Seeing as how most of the realignments of OR-18 are extensions, the only rerouting of OR-18 that exists is the bypassing of Willamina and Sheridan. What was OR-18 between 1932 and 1957 is shown in red and today is designated OR-18 Business. Access to OR-18 Business is only available through partial interchanges each way (exit one direction, entrance another). This section of old OR-18 is known in the state highway system as the Willamina-Sheridan Highway #157.
MILE 1: When you're almost to the coast (or just leaving US-101) you'll pass through the small town of Otis. This town was the former western terminus of OR-18, but another note of fame for this speck on the map is that in 1999 Otis was put up for sale to the tune of $3 million. Rumor has it that various celebrities were interested in buying the town, including Clint Eastwood and current California Governor Arnold Schwarzenegger. There were no takers on the offer in 1999, but it was put back on the market in 2004 for the same amount, according to KATU Channel 2 (ABC Portland).
MILES 33-35: Between mileposts 33 and 35 are the exit to Sheridan and the westbound-only OR-18 Business exit, the only exits along OR-18 that are marked with numbers (33 for Sheridan, 34 for OR-18 Business). However, other unmarked exits exist along this route, including the other OR-18 Business exit near Willamina.
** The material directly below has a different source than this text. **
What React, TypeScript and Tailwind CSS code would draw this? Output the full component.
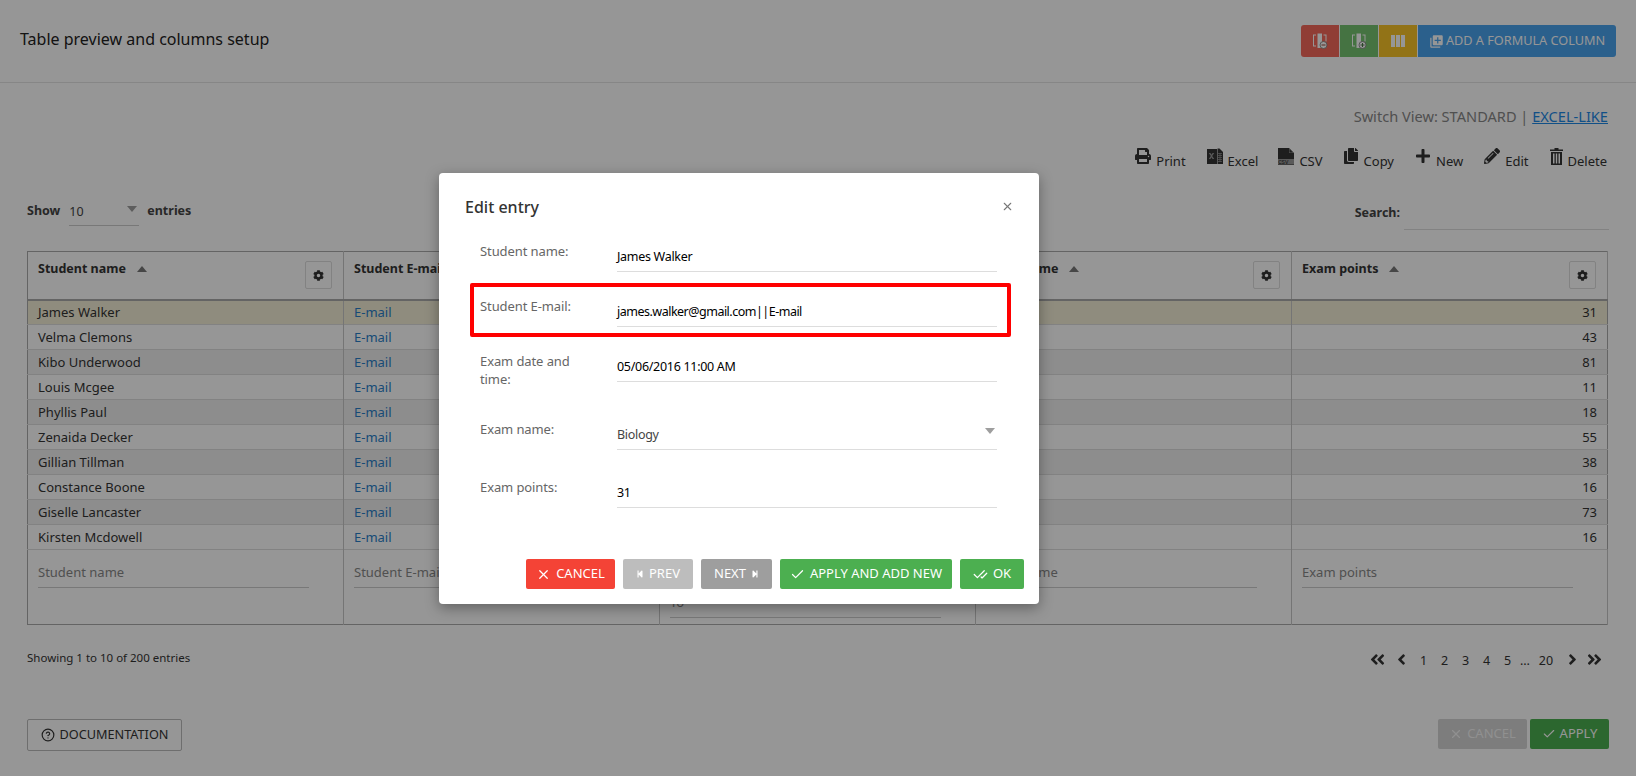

My guess is that the numbering is left up to the county authorities, and Yamhill county has been more proactive than other counties when it comes to numbering its exits; the exits near Willamina are in neighboring Polk county. This is an example of ODOT's attempt to number every exit in the state of Oregon, no matter what the highway. Oregon's interstate exits have been numbered since the mid-1970s.